En effet, comme l’explique BehLam’s Kouakou Vincent, tisserand à Sakiaré, par ailleurs secrétaire général adjoint du bureau exécutif national de la Chambre des métiers de Côte d’Ivoire, il est difficile pour le tisserand de se réaliser pleinement avec ce métier dans les conditions dans lesquelles il est exercé. En l’en croire, le salaire mensuel du tisserand n’atteint pas les 80 000 F Cfa.

« Le tisserand du pagne ordinaire tisse au maximum dix pagnes dans le mois. Pendant la haute saison qui part de fin octobre à février, le prix peut atteindre 12 000 F Cfa. Et dans les périodes creuses, il descend jusqu’à 8000 F Cfa. Alors que pour tisser dix pagnes, il faut un investissement d’au moins 50 000 F Cfa dans le matériel. Quand on fait un calcul rapide, on est à un gain mensuel qui oscille entre 30 000 F Cfa et 70 000 F Cfa. Avec ce salaire, on ne peut pas s’en sortir. Ceux d’entre nous qui arrivent à bien s’en sortir ont une activité parallèle comme le commerce ou l’agriculture. C’est pourquoi nous saluons ce projet qui pourra nous permettre d’avoir plus de marchés et de bien vendre nos pagnes », espère BehLam’s Kouakou.

La relève est assurée.

Elysée Boni, secrétaire général de la Coopérative des tisserands de Bomizambo, lui, parle d’un métier de survie. « Beaucoup préfèrent le considérer comme un travail en attendant comme on le dit en Côte d’Ivoire. Certains sont endettés parce qu’ils n’arrivent pas à écouler leurs produits et ont besoin d’argent pour vivre. Construire un institut c’est une bonne initiative, mais il faut que l’Etat nous aide à relever nos grands défis qui sont la bonne organisation des acteurs, la maitrise des coûts des intrants et l’accès aux marchés extérieurs », souhaite-t-il.

FAUSTIN EHOUMAN


Le Nigeria, potentiel partenaire

La reine Juliet Elikwu du Rubisi Kingdom (Nigeria) a eu l’occasion d’apprécier de plus près le pagne baoulé et de faire quelques achats (DR)

 

Le Nigeria pourrait être l’un des premiers partenaires du futur Institut du pagne baoulé qui va s’élever à la lisière du village de Tounzuébo, en bordure de l’autoroute Yamoussoukro-Tiébissou. Lors de la visite à Tounzuébo de la reine Juliet Elikwu du Rubisi King dom, un royaume du Nigeria, le sujet a été évoqué.

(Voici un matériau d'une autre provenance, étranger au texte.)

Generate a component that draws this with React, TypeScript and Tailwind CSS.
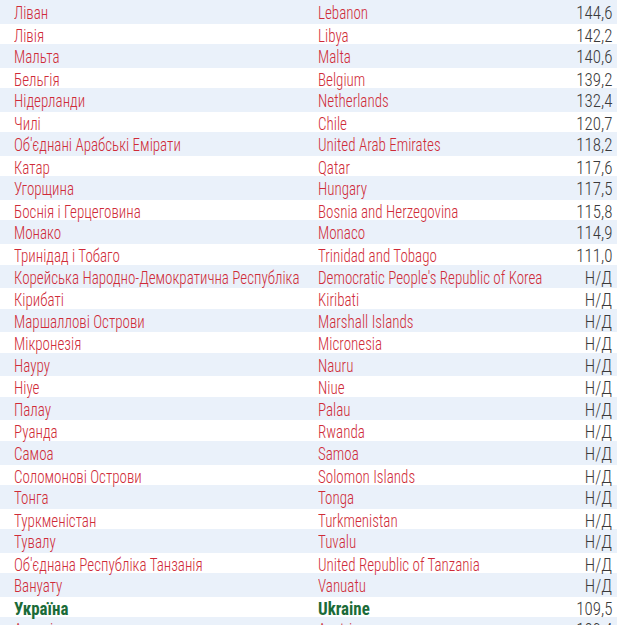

Et ce projet semble avoir intéressé l’hôte de Tounzuébo qui a dit vouloir être une ambassadrice du pagne baoulé qu’elle aime tant.

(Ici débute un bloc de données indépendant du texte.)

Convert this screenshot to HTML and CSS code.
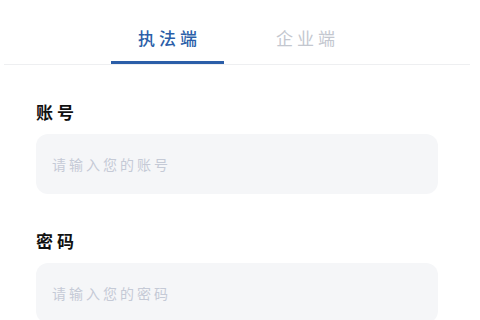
FILE: index.html
```html
<!DOCTYPE html>
<html lang="zh-CN">
  <head>
    <meta charset="UTF-8" />
    <meta name="viewport" content="width=device-width, initial-scale=1.0" />
    <link rel="stylesheet" href="styles.css">
    <title>登录</title>
  </head>
  <body>
    <div class="tabs">
      <div class="tab active">执法端</div>
      <div class="tab">企业端</div>
    </div>
    <form class="login-form">
      <div class="field">
        <label class="field-label" for="account">账号</label>
        <input class="field-input" id="account" type="text" placeholder="请输入您的账号" />
      </div>
      <div class="field">
        <label class="field-label" for="password">密码</label>
        <input class="field-input" id="password" type="password" placeholder="请输入您的密码" />
      </div>
    </form>
  </body>
</html>
```

FILE: styles.css
```css
*,
*::after,
*::before {
  box-sizing: border-box;
}

body {
  margin: 0;
  background: #fff;
  font-family: "Noto Sans CJK SC", sans-serif;
  overflow: hidden;
}

.tabs {
  display: flex;
  gap: 25px;
  height: 65px;
  margin: 0 10px 0 4px;
  padding-left: 107px;
  border-bottom: 1px solid #eeeff1;
}

.tab {
  width: 113px;
  height: 64px;
  padding-top: 26px;
  line-height: 24px;
  font-size: 17px;
  letter-spacing: 4px;
  text-indent: 4px;
  text-align: center;
  color: #c3c7cf;
  border-bottom: 3px solid transparent;
  cursor: pointer;
}

.tab.active {
  color: #2b5ea8;
  font-weight: 500;
  border-bottom-color: #2b5ea8;
}

.login-form {
  padding: 35px 42px 0 36px;
}

.field + .field {
  margin-top: 35px;
}

.field-label {
  display: block;
  line-height: 24px;
  font-size: 17px;
  font-weight: 700;
  letter-spacing: 4px;
  color: #111;
  margin-bottom: 10px;
}

.field-input {
  display: block;
  width: 100%;
  height: 60px;
  padding: 0 16px;
  border: none;
  border-radius: 12px;
  background: #f5f6f8;
  font-family: inherit;
  font-size: 14px;
  letter-spacing: 3px;
  color: #333;
  outline: none;
}

.field-input::placeholder {
  color: #c5cad6;
}
```
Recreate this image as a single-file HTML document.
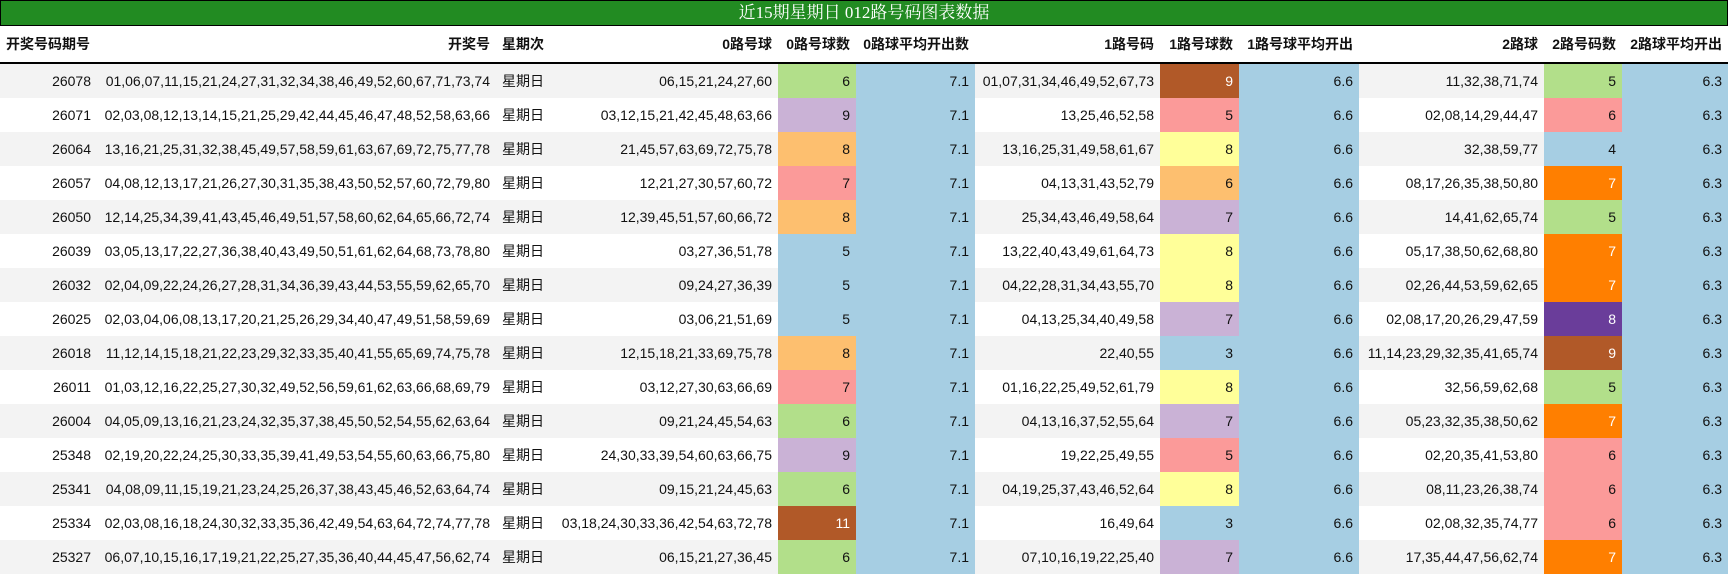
<!DOCTYPE html>
<html><head><meta charset="utf-8"><style>
body{margin:0;width:1728px;height:574px;overflow:hidden;background:#fff;font-family:"Liberation Sans","Noto Sans CJK SC",sans-serif;font-size:14px;color:#111}
.t{height:24px;background:#228b22;border:1px solid #000;color:#fff;text-align:center;font-family:"Liberation Serif","Noto Serif CJK SC",serif;font-size:17px;line-height:24px}
table{border-collapse:collapse;table-layout:fixed;width:1728px}
th{height:36px;font-weight:bold;text-align:right;padding:0 6px;border-bottom:2px solid #000;white-space:nowrap;font-size:14px}
td{height:34px;padding:0 6px;text-align:right;white-space:nowrap;overflow:hidden}
tr:nth-child(odd) td{background:#f3f3f3}
tr:nth-child(even) td{background:#fff}
.l{text-align:left}
td.g{background:#b2df8a!important}td.p{background:#cab2d6!important}td.o{background:#fdbf6f!important}
td.k{background:#fb9a99!important}td.y{background:#ffff99!important}td.b{background:#a6cee3!important}
td.br{background:#b15928!important;color:#fff}td.or{background:#ff7f00!important;color:#fff}td.dp{background:#6a3d9a!important;color:#fff}
</style></head><body>
<div class="t">近15期星期日 012路号码图表数据</div>
<table>
<colgroup><col style="width:97px"><col style="width:399px"><col style="width:55px"><col style="width:227px"><col style="width:78px"><col style="width:119px"><col style="width:185px"><col style="width:79px"><col style="width:120px"><col style="width:185px"><col style="width:78px"><col style="width:106px"></colgroup>
<thead><tr><th class="l">开奖号码期号</th><th>开奖号</th><th class="l">星期次</th><th>0路号球</th><th>0路号球数</th><th>0路球平均开出数</th><th>1路号码</th><th>1路号球数</th><th>1路号球平均开出</th><th>2路球</th><th>2路号码数</th><th>2路球平均开出</th></tr></thead>
<tbody>
<tr><td>26078</td><td>01,06,07,11,15,21,24,27,31,32,34,38,46,49,52,60,67,71,73,74</td><td class="l">星期日</td><td>06,15,21,24,27,60</td><td class="g">6</td><td class="b">7.1</td><td>01,07,31,34,46,49,52,67,73</td><td class="br">9</td><td class="b">6.6</td><td>11,32,38,71,74</td><td class="g">5</td><td class="b">6.3</td></tr>
<tr><td>26071</td><td>02,03,08,12,13,14,15,21,25,29,42,44,45,46,47,48,52,58,63,66</td><td class="l">星期日</td><td>03,12,15,21,42,45,48,63,66</td><td class="p">9</td><td class="b">7.1</td><td>13,25,46,52,58</td><td class="k">5</td><td class="b">6.6</td><td>02,08,14,29,44,47</td><td class="k">6</td><td class="b">6.3</td></tr>
<tr><td>26064</td><td>13,16,21,25,31,32,38,45,49,57,58,59,61,63,67,69,72,75,77,78</td><td class="l">星期日</td><td>21,45,57,63,69,72,75,78</td><td class="o">8</td><td class="b">7.1</td><td>13,16,25,31,49,58,61,67</td><td class="y">8</td><td class="b">6.6</td><td>32,38,59,77</td><td class="b">4</td><td class="b">6.3</td></tr>
<tr><td>26057</td><td>04,08,12,13,17,21,26,27,30,31,35,38,43,50,52,57,60,72,79,80</td><td class="l">星期日</td><td>12,21,27,30,57,60,72</td><td class="k">7</td><td class="b">7.1</td><td>04,13,31,43,52,79</td><td class="o">6</td><td class="b">6.6</td><td>08,17,26,35,38,50,80</td><td class="or">7</td><td class="b">6.3</td></tr>
<tr><td>26050</td><td>12,14,25,34,39,41,43,45,46,49,51,57,58,60,62,64,65,66,72,74</td><td class="l">星期日</td><td>12,39,45,51,57,60,66,72</td><td class="o">8</td><td class="b">7.1</td><td>25,34,43,46,49,58,64</td><td class="p">7</td><td class="b">6.6</td><td>14,41,62,65,74</td><td class="g">5</td><td class="b">6.3</td></tr>
<tr><td>26039</td><td>03,05,13,17,22,27,36,38,40,43,49,50,51,61,62,64,68,73,78,80</td><td class="l">星期日</td><td>03,27,36,51,78</td><td class="b">5</td><td class="b">7.1</td><td>13,22,40,43,49,61,64,73</td><td class="y">8</td><td class="b">6.6</td><td>05,17,38,50,62,68,80</td><td class="or">7</td><td class="b">6.3</td></tr>
<tr><td>26032</td><td>02,04,09,22,24,26,27,28,31,34,36,39,43,44,53,55,59,62,65,70</td><td class="l">星期日</td><td>09,24,27,36,39</td><td class="b">5</td><td class="b">7.1</td><td>04,22,28,31,34,43,55,70</td><td class="y">8</td><td class="b">6.6</td><td>02,26,44,53,59,62,65</td><td class="or">7</td><td class="b">6.3</td></tr>
<tr><td>26025</td><td>02,03,04,06,08,13,17,20,21,25,26,29,34,40,47,49,51,58,59,69</td><td class="l">星期日</td><td>03,06,21,51,69</td><td class="b">5</td><td class="b">7.1</td><td>04,13,25,34,40,49,58</td><td class="p">7</td><td class="b">6.6</td><td>02,08,17,20,26,29,47,59</td><td class="dp">8</td><td class="b">6.3</td></tr>
<tr><td>26018</td><td>11,12,14,15,18,21,22,23,29,32,33,35,40,41,55,65,69,74,75,78</td><td class="l">星期日</td><td>12,15,18,21,33,69,75,78</td><td class="o">8</td><td class="b">7.1</td><td>22,40,55</td><td class="b">3</td><td class="b">6.6</td><td>11,14,23,29,32,35,41,65,74</td><td class="br">9</td><td class="b">6.3</td></tr>
<tr><td>26011</td><td>01,03,12,16,22,25,27,30,32,49,52,56,59,61,62,63,66,68,69,79</td><td class="l">星期日</td><td>03,12,27,30,63,66,69</td><td class="k">7</td><td class="b">7.1</td><td>01,16,22,25,49,52,61,79</td><td class="y">8</td><td class="b">6.6</td><td>32,56,59,62,68</td><td class="g">5</td><td class="b">6.3</td></tr>
<tr><td>26004</td><td>04,05,09,13,16,21,23,24,32,35,37,38,45,50,52,54,55,62,63,64</td><td class="l">星期日</td><td>09,21,24,45,54,63</td><td class="g">6</td><td class="b">7.1</td><td>04,13,16,37,52,55,64</td><td class="p">7</td><td class="b">6.6</td><td>05,23,32,35,38,50,62</td><td class="or">7</td><td class="b">6.3</td></tr>
<tr><td>25348</td><td>02,19,20,22,24,25,30,33,35,39,41,49,53,54,55,60,63,66,75,80</td><td class="l">星期日</td><td>24,30,33,39,54,60,63,66,75</td><td class="p">9</td><td class="b">7.1</td><td>19,22,25,49,55</td><td class="k">5</td><td class="b">6.6</td><td>02,20,35,41,53,80</td><td class="k">6</td><td class="b">6.3</td></tr>
<tr><td>25341</td><td>04,08,09,11,15,19,21,23,24,25,26,37,38,43,45,46,52,63,64,74</td><td class="l">星期日</td><td>09,15,21,24,45,63</td><td class="g">6</td><td class="b">7.1</td><td>04,19,25,37,43,46,52,64</td><td class="y">8</td><td class="b">6.6</td><td>08,11,23,26,38,74</td><td class="k">6</td><td class="b">6.3</td></tr>
<tr><td>25334</td><td>02,03,08,16,18,24,30,32,33,35,36,42,49,54,63,64,72,74,77,78</td><td class="l">星期日</td><td>03,18,24,30,33,36,42,54,63,72,78</td><td class="br">11</td><td class="b">7.1</td><td>16,49,64</td><td class="b">3</td><td class="b">6.6</td><td>02,08,32,35,74,77</td><td class="k">6</td><td class="b">6.3</td></tr>
<tr><td>25327</td><td>06,07,10,15,16,17,19,21,22,25,27,35,36,40,44,45,47,56,62,74</td><td class="l">星期日</td><td>06,15,21,27,36,45</td><td class="g">6</td><td class="b">7.1</td><td>07,10,16,19,22,25,40</td><td class="p">7</td><td class="b">6.6</td><td>17,35,44,47,56,62,74</td><td class="or">7</td><td class="b">6.3</td></tr>
</tbody></table>
</body></html>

L’hôte de Tounzuébo est tombée sous le charme des produits à base du pagne baoulé.

« J’adore tout ce qui représente l’âme et la culture de mon continent. Le pagne baoulé en fait partie. Il est important pour moi de le promouvoir dans notre royaume et dans tout le Nigeria. Je suis venue donc encourager les tisserands et acheter quelques pièces de pagne. L’idée pour moi, est qu’on établisse plus tard une coopération culturelle et un lien commercial formel entre le Rubisi King dom et la Côte d’Ivoire afin promouvoir la coopération culturelle et aider au développement de cette activité », avait-elle déclaré. Sa proposition avait été vivement saluée par les tisserands à travers leur porte-parole de la circonstance en l’occurrence le Prof. Justin Koffi, qui est par ailleurs le promoteur principal du projet. « Nous allons dès maintenant établir les bases d’une négociation qui aboutira, nous l’espérons, à un partenariat gagnant pour toutes les parties à commencer par les tisserands », avait-il annoncé. 

 

Tounzuébo, capitale naturelle du pagne baoulé

 

C’est à Tounzuébo que sera construit l’Institut du pagne baoulé qui servira à tous les villages tisserands de la zone. Ce village de 4000 âmes est situé à 24 kilomètres de Yamoussoukro en allant à Tiébissou. A Tounzuébo, l’activité du tissage du pagne occupe plus de 90% de la population masculine active. Elle est exclusivement réservée aux hommes. Les femmes, elles, travaillent dans les champs, transforment le manioc et font de l’attiéké.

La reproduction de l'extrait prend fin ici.